WHAT IS NEEDED: Look through the data and write out every line with the word "this" in it.
▼
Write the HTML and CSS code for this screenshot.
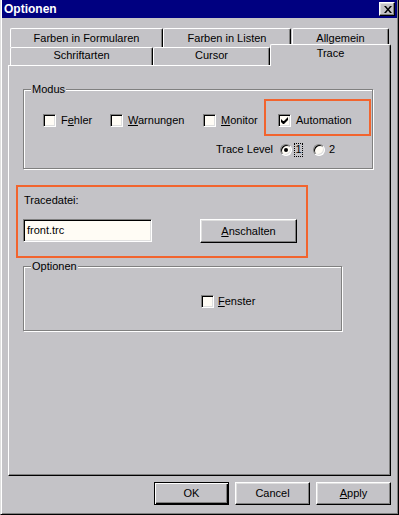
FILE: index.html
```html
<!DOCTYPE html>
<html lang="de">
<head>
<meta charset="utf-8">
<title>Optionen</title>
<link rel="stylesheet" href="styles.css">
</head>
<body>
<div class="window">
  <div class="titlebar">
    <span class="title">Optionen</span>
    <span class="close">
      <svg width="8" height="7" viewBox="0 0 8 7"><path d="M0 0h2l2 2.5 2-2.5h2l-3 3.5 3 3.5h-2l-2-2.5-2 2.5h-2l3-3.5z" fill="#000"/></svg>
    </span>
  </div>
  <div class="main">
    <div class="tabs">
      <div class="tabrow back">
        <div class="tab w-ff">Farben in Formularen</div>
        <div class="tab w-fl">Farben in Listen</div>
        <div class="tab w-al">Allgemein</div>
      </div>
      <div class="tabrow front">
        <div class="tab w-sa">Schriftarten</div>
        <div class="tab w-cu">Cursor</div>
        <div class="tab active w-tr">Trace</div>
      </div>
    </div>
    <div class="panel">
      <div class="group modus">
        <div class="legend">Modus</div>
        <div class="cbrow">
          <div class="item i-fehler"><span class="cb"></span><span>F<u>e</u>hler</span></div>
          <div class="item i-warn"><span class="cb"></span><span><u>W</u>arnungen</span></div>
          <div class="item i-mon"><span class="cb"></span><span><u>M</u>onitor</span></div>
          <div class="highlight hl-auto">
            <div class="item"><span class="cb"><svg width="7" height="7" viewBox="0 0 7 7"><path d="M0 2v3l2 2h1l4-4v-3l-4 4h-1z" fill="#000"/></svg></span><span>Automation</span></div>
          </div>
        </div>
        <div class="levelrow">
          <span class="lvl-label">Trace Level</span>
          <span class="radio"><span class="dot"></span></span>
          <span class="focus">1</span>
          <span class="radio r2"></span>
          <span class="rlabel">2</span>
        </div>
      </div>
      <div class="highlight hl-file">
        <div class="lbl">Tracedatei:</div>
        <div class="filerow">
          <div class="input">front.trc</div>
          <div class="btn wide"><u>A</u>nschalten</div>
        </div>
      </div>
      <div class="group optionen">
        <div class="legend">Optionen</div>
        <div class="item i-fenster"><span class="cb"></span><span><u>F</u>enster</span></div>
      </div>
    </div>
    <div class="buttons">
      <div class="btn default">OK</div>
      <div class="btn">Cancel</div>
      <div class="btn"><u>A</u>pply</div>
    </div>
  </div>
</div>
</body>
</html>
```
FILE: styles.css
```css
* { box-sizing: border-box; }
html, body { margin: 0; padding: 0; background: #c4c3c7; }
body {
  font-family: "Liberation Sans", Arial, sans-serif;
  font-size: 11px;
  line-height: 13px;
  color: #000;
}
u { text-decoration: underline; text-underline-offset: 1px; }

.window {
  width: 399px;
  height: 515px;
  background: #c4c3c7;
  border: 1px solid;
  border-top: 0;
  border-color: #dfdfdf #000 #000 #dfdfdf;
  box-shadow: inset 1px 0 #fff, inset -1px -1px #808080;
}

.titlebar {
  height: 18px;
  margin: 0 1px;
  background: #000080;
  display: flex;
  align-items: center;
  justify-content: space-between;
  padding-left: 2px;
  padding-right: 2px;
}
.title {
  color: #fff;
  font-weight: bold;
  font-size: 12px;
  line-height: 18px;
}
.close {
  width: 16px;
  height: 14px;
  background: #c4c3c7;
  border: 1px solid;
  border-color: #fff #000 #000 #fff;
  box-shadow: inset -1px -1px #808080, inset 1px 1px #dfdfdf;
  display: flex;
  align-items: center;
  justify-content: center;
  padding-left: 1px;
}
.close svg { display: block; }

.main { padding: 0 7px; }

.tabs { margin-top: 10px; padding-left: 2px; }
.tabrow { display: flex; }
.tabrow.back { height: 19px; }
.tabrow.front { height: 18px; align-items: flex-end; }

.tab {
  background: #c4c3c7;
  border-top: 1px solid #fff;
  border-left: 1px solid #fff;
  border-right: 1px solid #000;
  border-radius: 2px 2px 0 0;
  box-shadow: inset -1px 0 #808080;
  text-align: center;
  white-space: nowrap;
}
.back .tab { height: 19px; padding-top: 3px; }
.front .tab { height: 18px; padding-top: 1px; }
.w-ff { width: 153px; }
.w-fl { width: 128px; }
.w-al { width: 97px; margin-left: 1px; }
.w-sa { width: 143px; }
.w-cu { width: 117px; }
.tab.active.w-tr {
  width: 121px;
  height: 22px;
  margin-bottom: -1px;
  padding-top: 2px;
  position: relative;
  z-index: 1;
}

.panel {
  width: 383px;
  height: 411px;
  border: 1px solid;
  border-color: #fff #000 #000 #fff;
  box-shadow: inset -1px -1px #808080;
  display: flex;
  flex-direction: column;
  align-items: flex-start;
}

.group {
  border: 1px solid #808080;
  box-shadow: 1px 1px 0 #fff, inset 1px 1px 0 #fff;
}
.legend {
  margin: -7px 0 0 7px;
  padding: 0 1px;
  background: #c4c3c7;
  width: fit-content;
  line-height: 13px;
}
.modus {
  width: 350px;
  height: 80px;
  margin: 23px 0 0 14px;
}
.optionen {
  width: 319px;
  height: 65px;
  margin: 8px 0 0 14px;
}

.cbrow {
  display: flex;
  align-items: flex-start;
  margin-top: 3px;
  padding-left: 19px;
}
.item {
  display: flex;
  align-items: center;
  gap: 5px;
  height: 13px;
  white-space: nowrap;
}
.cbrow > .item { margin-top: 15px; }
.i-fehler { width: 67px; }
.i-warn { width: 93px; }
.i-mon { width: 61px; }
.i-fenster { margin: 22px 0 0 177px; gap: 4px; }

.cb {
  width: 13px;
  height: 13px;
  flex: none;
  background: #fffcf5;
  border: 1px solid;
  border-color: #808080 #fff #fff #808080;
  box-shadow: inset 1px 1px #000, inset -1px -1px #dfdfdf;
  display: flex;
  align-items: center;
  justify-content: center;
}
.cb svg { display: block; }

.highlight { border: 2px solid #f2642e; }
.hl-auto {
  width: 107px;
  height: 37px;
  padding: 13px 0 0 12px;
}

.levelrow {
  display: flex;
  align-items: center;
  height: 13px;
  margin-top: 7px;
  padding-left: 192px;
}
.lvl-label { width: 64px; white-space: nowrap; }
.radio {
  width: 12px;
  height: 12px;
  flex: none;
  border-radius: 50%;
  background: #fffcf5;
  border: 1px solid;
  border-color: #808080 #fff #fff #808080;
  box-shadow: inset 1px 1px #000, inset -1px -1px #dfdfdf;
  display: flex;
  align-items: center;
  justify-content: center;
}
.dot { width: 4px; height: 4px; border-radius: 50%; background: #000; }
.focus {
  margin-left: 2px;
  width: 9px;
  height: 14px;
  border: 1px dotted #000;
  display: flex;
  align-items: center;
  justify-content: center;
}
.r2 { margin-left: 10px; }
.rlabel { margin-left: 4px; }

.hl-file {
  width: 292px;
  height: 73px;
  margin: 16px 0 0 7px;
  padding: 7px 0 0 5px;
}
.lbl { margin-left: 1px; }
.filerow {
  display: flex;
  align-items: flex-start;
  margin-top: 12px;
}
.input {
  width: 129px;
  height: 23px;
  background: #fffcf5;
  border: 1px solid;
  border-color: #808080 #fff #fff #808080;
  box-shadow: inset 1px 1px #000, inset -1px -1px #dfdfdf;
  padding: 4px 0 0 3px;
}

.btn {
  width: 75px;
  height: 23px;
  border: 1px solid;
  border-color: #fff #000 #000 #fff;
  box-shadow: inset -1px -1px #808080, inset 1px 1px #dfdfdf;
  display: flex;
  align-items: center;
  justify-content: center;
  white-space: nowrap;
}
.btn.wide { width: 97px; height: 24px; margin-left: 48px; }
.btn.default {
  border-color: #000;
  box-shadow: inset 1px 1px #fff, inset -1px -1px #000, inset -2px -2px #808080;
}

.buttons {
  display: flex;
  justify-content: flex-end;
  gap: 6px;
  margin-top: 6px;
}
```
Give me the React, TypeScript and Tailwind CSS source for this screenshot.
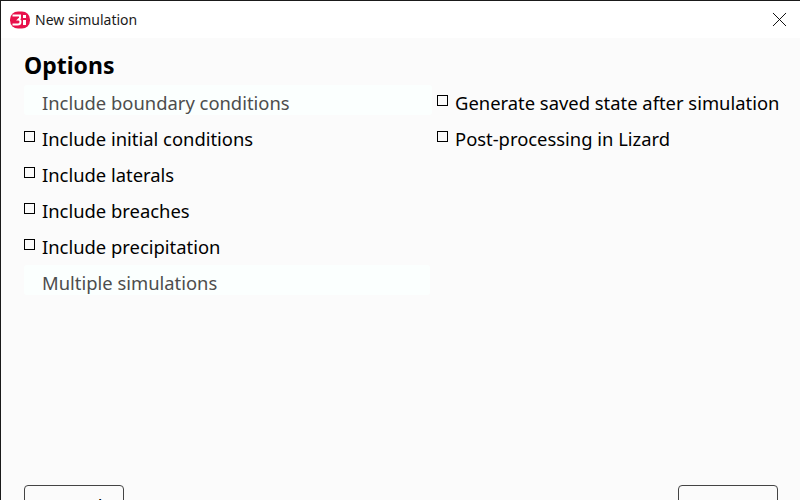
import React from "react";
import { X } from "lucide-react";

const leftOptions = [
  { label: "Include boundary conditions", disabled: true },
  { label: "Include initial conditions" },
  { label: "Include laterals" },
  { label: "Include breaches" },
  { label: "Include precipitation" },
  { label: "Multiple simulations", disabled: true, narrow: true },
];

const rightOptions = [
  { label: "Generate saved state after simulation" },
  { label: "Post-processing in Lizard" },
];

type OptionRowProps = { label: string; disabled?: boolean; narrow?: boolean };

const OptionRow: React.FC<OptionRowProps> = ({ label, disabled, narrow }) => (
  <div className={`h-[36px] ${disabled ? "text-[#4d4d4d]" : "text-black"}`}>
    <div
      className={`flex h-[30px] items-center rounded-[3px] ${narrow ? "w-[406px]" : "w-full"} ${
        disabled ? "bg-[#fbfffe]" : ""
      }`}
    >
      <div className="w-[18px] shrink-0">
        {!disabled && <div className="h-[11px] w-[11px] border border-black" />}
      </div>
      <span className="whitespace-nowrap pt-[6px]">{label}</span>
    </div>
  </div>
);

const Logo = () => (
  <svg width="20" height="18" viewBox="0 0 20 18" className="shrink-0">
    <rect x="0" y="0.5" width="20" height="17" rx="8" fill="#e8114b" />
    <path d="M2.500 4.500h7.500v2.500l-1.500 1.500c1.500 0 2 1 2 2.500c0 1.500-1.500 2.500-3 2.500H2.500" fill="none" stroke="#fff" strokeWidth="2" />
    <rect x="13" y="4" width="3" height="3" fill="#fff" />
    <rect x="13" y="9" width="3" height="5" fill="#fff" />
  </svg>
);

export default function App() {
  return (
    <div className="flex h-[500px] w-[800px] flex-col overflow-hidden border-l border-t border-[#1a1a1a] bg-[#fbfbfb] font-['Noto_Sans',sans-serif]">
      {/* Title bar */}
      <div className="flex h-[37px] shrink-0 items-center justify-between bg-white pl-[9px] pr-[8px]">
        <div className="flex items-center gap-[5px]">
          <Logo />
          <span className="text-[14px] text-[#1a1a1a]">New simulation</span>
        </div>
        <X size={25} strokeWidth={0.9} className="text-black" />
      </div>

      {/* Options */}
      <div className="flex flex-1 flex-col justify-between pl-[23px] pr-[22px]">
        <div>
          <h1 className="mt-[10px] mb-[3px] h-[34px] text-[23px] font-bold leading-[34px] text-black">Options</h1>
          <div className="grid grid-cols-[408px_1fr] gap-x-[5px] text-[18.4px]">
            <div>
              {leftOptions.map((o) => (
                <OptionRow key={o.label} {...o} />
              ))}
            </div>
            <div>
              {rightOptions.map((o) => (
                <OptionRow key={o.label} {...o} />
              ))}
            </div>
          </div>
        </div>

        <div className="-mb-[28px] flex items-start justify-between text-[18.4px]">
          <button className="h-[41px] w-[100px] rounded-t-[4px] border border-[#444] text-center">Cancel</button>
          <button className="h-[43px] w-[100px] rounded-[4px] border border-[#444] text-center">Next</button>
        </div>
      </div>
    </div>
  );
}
▲
WRITTEN REPLY:
Write the HTML and CSS code for this screenshot.
Give me the React, TypeScript and Tailwind CSS source for this screenshot.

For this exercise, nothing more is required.